The move followed two years of intense efforts by human rights advocates, as the HRC voted overwhelmingly on a resolution establishing a Special Rapporteur.

The resolution received an absolute majority of 22 votes in favor, versus only 7 against, and 14 abstentions. Of particular importance were the votes of Brazil, Senegal, and South Korea in favor of the resolution.

A wide spectrum of Iranian activists welcomed the resolution.

“This is a strong message of support to the Iranian people from the international community that they are not forgotten, and gross violations of their rights will not be tolerated,” said Shirin Ebadi, the 2003 Nobel Peace Prize Laureate.

In the Resolution establishing the mechanism, the HRC regretted Iran’s “lack of cooperation with the requests of the General Assembly” made in December 2010. The Council called upon the Islamic Republic “to cooperate fully with the Special Rapporteur and to permit access to visit the country as well as all necessary information to enable fulfillment of the mandate.”

“In the absence of any meaningful monitoring mechanism inside the country, we are facing a true crisis,” said Ali Akbar Mousavi Khoeini, a former member of Parliament in Iran who investigated prison conditions during his tenure from 2000-2004. “With human rights organizations shuttered and the Parliament failing to perform its oversight role, this mechanism is essential,” he added.

“The Iranian government can no longer deny and cover up the gross violations taking place,” added Puyan Mahmoudian, a student activist and editor-in-chief of the online student news site Daneshjoonews.

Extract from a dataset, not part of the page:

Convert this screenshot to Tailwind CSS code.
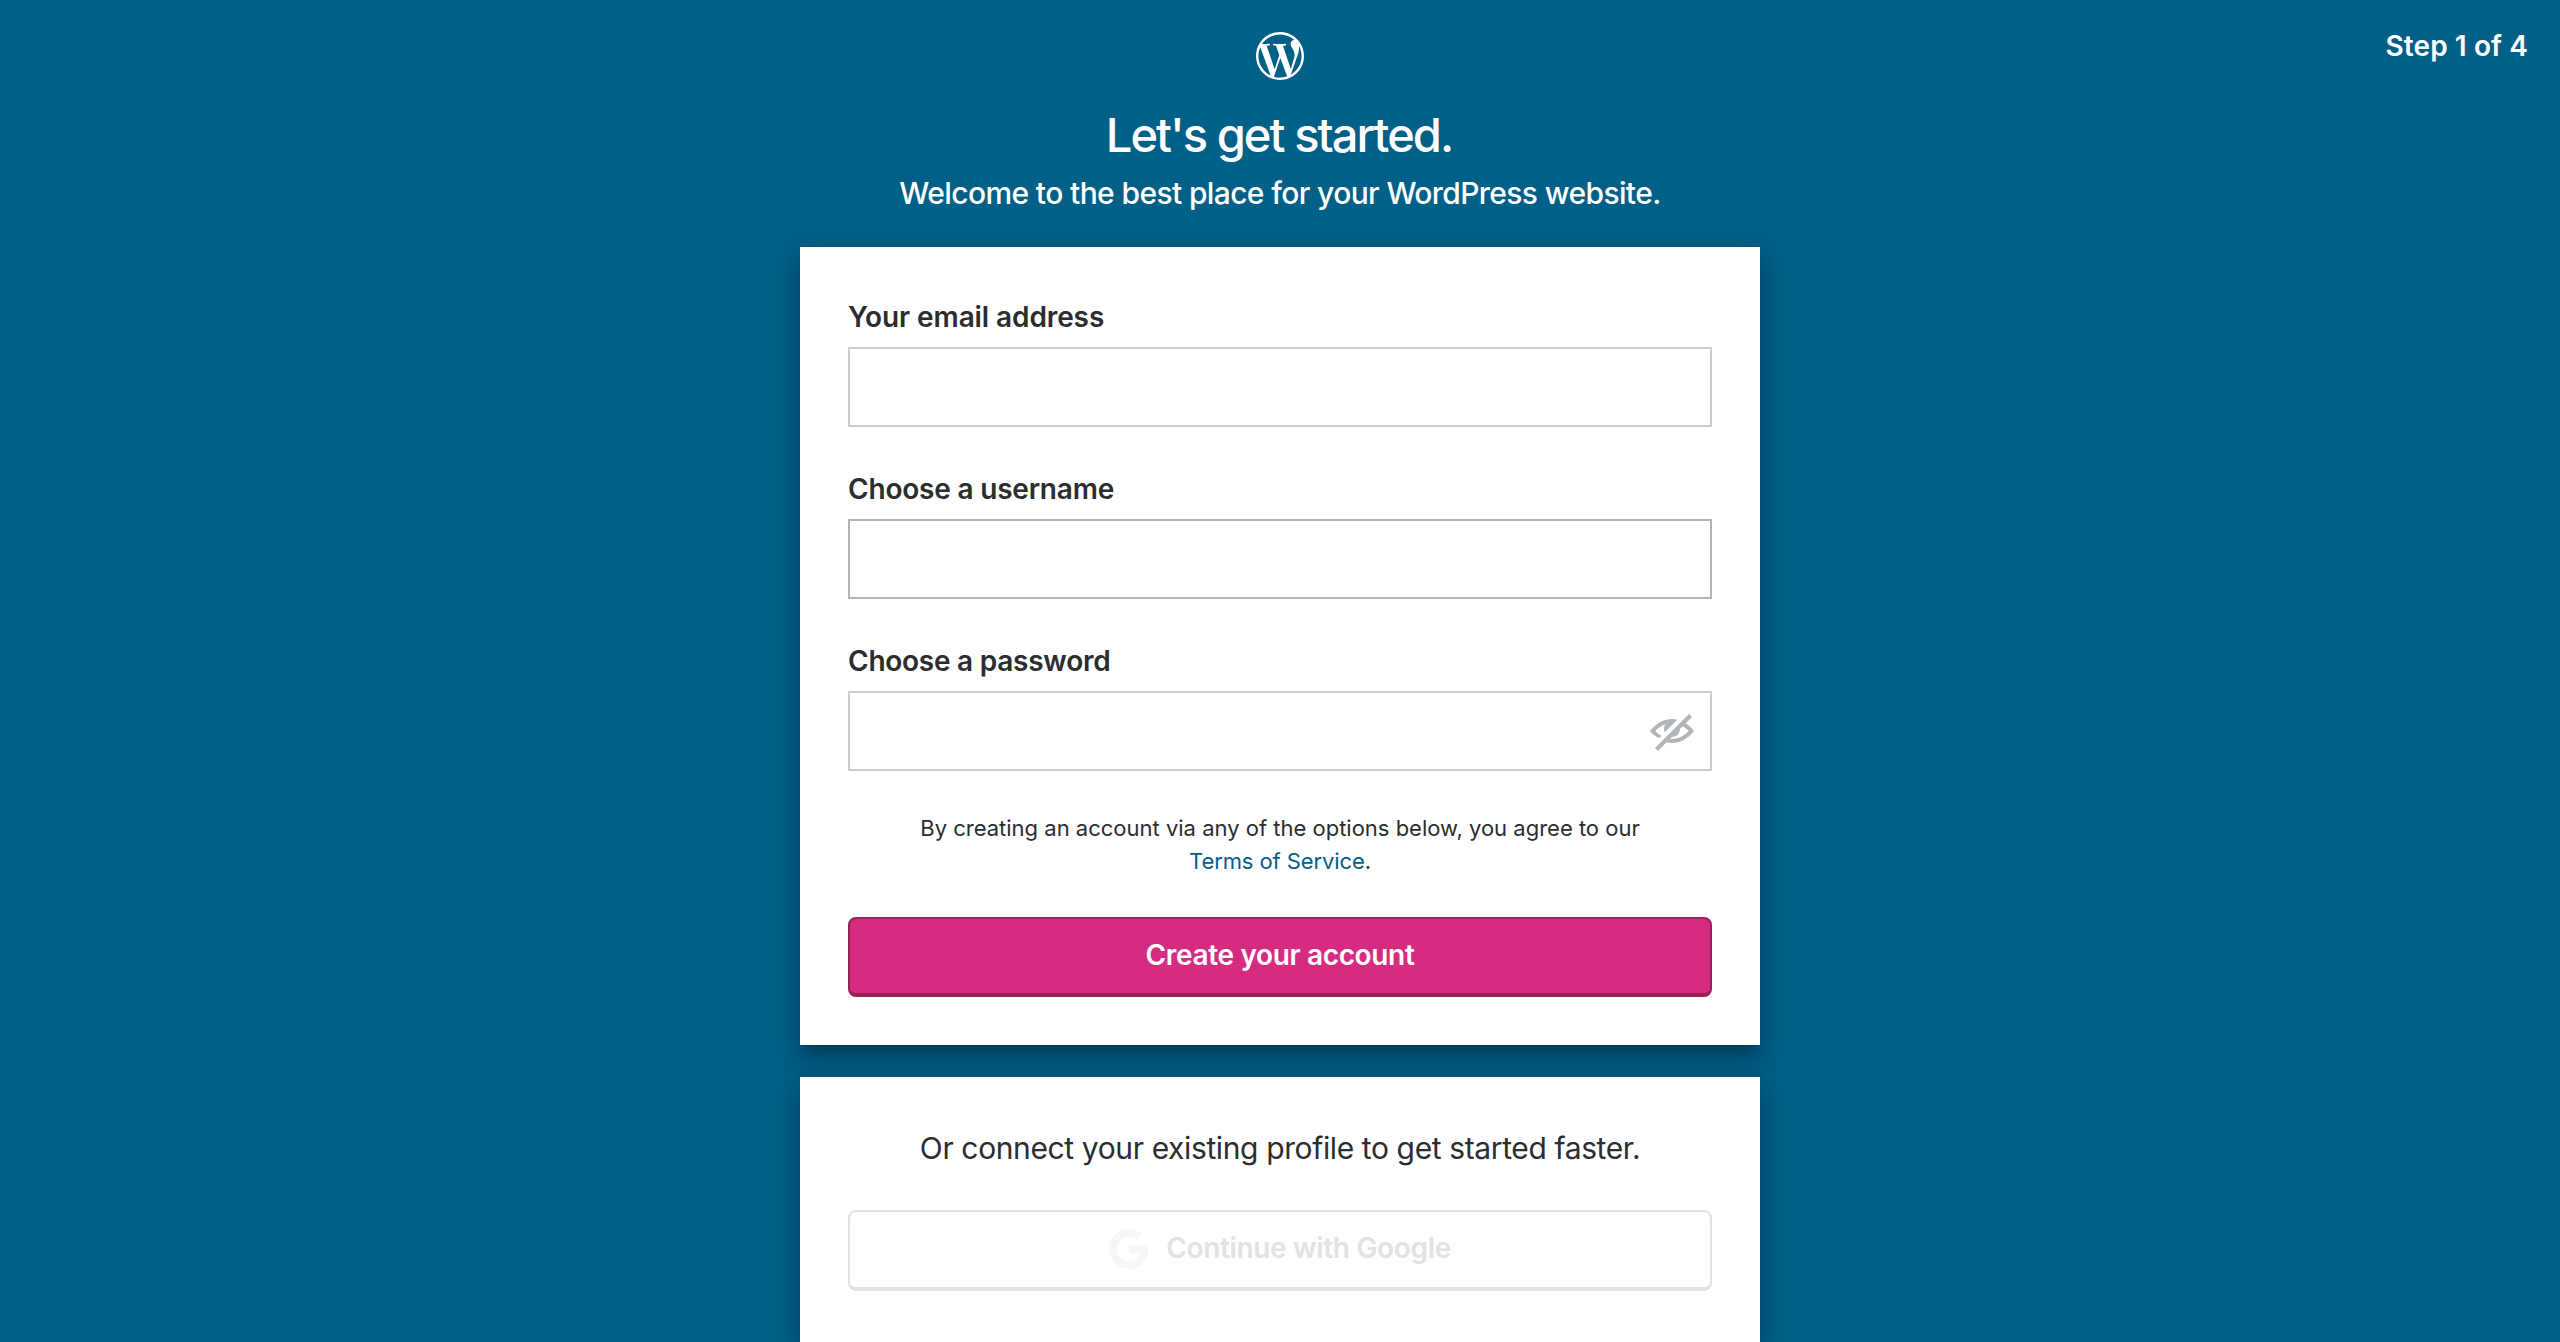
<!DOCTYPE html>
<html lang="en">
<head>
<meta charset="utf-8">
<title>Create an account — WordPress.com</title>
<script src="https://cdn.jsdelivr.net/npm/@tailwindcss/browser@4"></script>
</head>
<body class="relative h-screen overflow-hidden bg-[#016087] font-['Inter',sans-serif] text-[#2b2d2f]">
  <p class="absolute top-[26px] right-[32px] text-[28px] leading-10 font-semibold tracking-[0.1px] text-white">Step 1 of 4</p>

  <div class="flex h-full flex-col items-center pt-8">
    <svg class="size-12 shrink-0 fill-white" viewBox="0 0 24 24" aria-label="WordPress"><path d="M21.469 6.825c.84 1.537 1.318 3.3 1.318 5.175 0 3.979-2.156 7.456-5.363 9.325l3.295-9.527c.615-1.54.82-2.771.82-3.864 0-.405-.026-.78-.07-1.11m-7.981.105c.647-.03 1.232-.105 1.232-.105.582-.075.514-.93-.067-.899 0 0-1.755.135-2.88.135-1.064 0-2.85-.15-2.85-.15-.585-.03-.661.855-.075.885 0 0 .54.061 1.125.09l1.68 4.605-2.37 7.08L5.354 6.9c.649-.03 1.234-.1 1.234-.1.585-.075.516-.93-.065-.896 0 0-1.746.138-2.874.138-.2 0-.438-.008-.69-.015C4.911 3.15 8.235 1.215 12 1.215c2.809 0 5.365 1.072 7.286 2.833-.046-.003-.091-.009-.141-.009-1.06 0-1.812.923-1.812 1.914 0 .89.513 1.643 1.06 2.531.411.72.89 1.643.89 2.977 0 .915-.354 1.994-.821 3.479l-1.075 3.585-3.9-11.61.001.014zM12 22.784c-1.059 0-2.081-.153-3.048-.437l3.237-9.406 3.315 9.087c.024.053.05.101.078.149-1.12.393-2.325.609-3.582.609M1.211 12c0-1.564.336-3.05.935-4.39L7.29 21.709C3.694 19.96 1.212 16.271 1.211 12M12 0C5.385 0 0 5.385 0 12s5.385 12 12 12 12-5.385 12-12S18.615 0 12 0"/></svg>
    <h1 class="mt-[26px] pr-0.5 text-[47px] leading-[58px] font-[450] tracking-[-1.95px] text-white">Let's get started.</h1>
    <p class="mt-[9px] text-[30px] leading-10 font-medium tracking-[-0.62px] text-white">Welcome to the best place for your WordPress website.</p>

    <form class="mt-[34px] flex w-[960px] shrink-0 flex-col bg-white px-12 pt-[50px] pb-12 shadow-[0_10px_10px_-6px_rgba(0,0,0,0.2),0_16px_20px_2px_rgba(0,0,0,0.14),0_6px_28px_4px_rgba(0,0,0,0.12)]">
      <label for="email" class="text-[28px] leading-10 font-semibold tracking-[-0.1px]">Your email address</label>
      <input id="email" type="email" class="mt-2.5 h-20 w-full border-2 border-[#ccc] bg-white px-6 outline-none">
      <label for="username" class="mt-[42px] text-[28px] leading-10 font-semibold tracking-[-0.2px]">Choose a username</label>
      <input id="username" type="text" class="mt-2.5 h-20 w-full border-2 border-[#aeb4b8] bg-white px-6 outline-none">
      <label for="password" class="mt-[42px] text-[28px] leading-10 font-semibold tracking-[-0.25px]">Choose a password</label>
      <div class="mt-2.5 flex h-20 items-center border-2 border-[#ccc] bg-white pr-3.5">
        <input id="password" type="password" class="h-full flex-1 px-6 outline-none">
        <svg class="size-12 fill-[#b0b5b8]" viewBox="0 0 24 24"><path d="M1 12s4.188-6 11-6c.947 0 1.84.12 2.678.322L8.36 12.64C8.133 12.14 8 11.586 8 11c0-.937.335-1.787.875-2.47-2.483.917-4.345 2.48-5.26 3.464.61.642 1.76 1.68 3.2 2.43L5.68 15.56C2.6 14.2 1 12 1 12zm22 0s-4.188 6-11 6c-.946 0-1.836-.124-2.676-.323L5 22l-1.5-1.5 17-17L22 5l-3.147 3.147C21.5 9.785 23 12 23 12zm-2.615.006c-.678-.708-1.697-1.624-2.987-2.403L16 11c0 2.21-1.79 4-4 4l-.947.947c.31.031.624.053.947.053 3.978 0 6.943-2.478 8.385-3.994z"/></svg>
      </div>
      <p class="mt-[41px] text-center text-[22px] leading-[33px]">By creating an account via any of the options below, you agree to our<br><a class="tracking-[-0.1px] text-[#016087]">Terms of Service</a>.</p>
      <button type="button" class="mt-[39px] h-20 rounded-lg border-2 border-b-4 border-[#992053] bg-[#d52c82] pb-0.5 text-[28px] leading-10 font-semibold tracking-[-0.35px] text-white">Create your account</button>
    </form>

    <section class="mt-8 flex w-[960px] flex-1 flex-col bg-white px-12 pt-[51px] shadow-[0_10px_10px_-6px_rgba(0,0,0,0.2),0_16px_20px_2px_rgba(0,0,0,0.14),0_6px_28px_4px_rgba(0,0,0,0.12)]">
      <p class="text-center text-[30px] leading-10 tracking-[-0.38px]">Or connect your existing profile to get started faster.</p>
      <button type="button" class="mt-[42px] flex h-[81px] items-center justify-center rounded-lg border-2 border-b-4 border-[#e1e2e2] bg-white pb-0.5 text-[28px] leading-10 font-semibold tracking-[-0.33px] text-[#e1e2e2]">
        <svg class="mr-[17px] size-10 fill-[#f6f6f6]" viewBox="0 0 20 20"><path d="M19.6 10.23c0-.82-.1-1.42-.25-2.05H10v3.72h5.5c-.15.96-.74 2.31-2.04 3.22v2.45h3.16c1.89-1.73 2.98-4.3 2.98-7.34z"/><path d="M13.46 15.13c-.83.59-1.96 1-3.46 1-2.64 0-4.88-1.74-5.68-4.15H1.07v2.52C2.72 17.75 6.09 20 10 20c2.7 0 4.96-.89 6.62-2.42l-3.16-2.45z"/><path d="M3.99 10c0-.69.12-1.35.32-1.97V5.51H1.07A9.973 9.973 0 000 10c0 1.61.39 3.14 1.07 4.49l3.24-2.52c-.2-.62-.32-1.28-.32-1.97z"/><path d="M10 3.88c1.88 0 3.13.81 3.85 1.48l2.84-2.76C14.96.99 12.7 0 10 0 6.09 0 2.72 2.25 1.07 5.51l3.24 2.52C5.12 5.62 7.36 3.88 10 3.88z"/></svg>
        <span class="-mt-0.5">Continue with Google</span>
      </button>
    </section>
  </div>
</body>
</html>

“At a minimum, the Special Rapporteur gives hope to the families of hundreds of political prisoners that their loved ones are not forgotten,” said Parisa Kakaee, a human rights activist.

“When I was imprisoned, I saw first-hand the impact of international protests on the Iranian government. Although they pretend they do not care, international protests and pressures do indeed matter to the government,” said Hassan Yusufi Eshkevari, religious scholar and researcher who has been defrocked by the Inquisition-style Special Court for the Clergy.

“The establishment of the special mechanism will not undo the gross injustices experienced by Iranian people over the past two years, but it will at least demonstrate international concerns and demand accountability from the Iranian government,” said Asieh Amini, Iranian journalist and human rights activist.

Nasim Sarabandi, a student and women’s rights activist, noted that one of the challenges facing the Special Rapporteur will be gaining access to Iran. “But even if the government does not cooperate with the Rapporteur, the victims, their families, and civil society can provide much documentation and information,” she said.

Iranian rights advocates and international groups have advocated for the appointment of a Special Rapporteur on Iran since 2009, when Iranian authorities began a violent crackdown on the exercise of civil and political rights in the aftermath of the tainted June 2009 presidential election. As the situation deteriorated, including severe repression of the right to assembly coupled with a dramatic spike in executions, momentum grew to press Iran on human rights.

The civil society campaign for passage of the Resolution and for tougher UN scrutiny has involved hundreds of organizations and activists from around the world.

Thirty-eight human rights groups addressing issues in Muslim countries urged members of the Organization of the Islamic Conference to support human rights in Iran as they had with respect to Libya.

One hundred eighty women’s rights activists signed a letter to Brazilian President Dilma Rousseff, urging her government to support the Resolution, which Brazil did.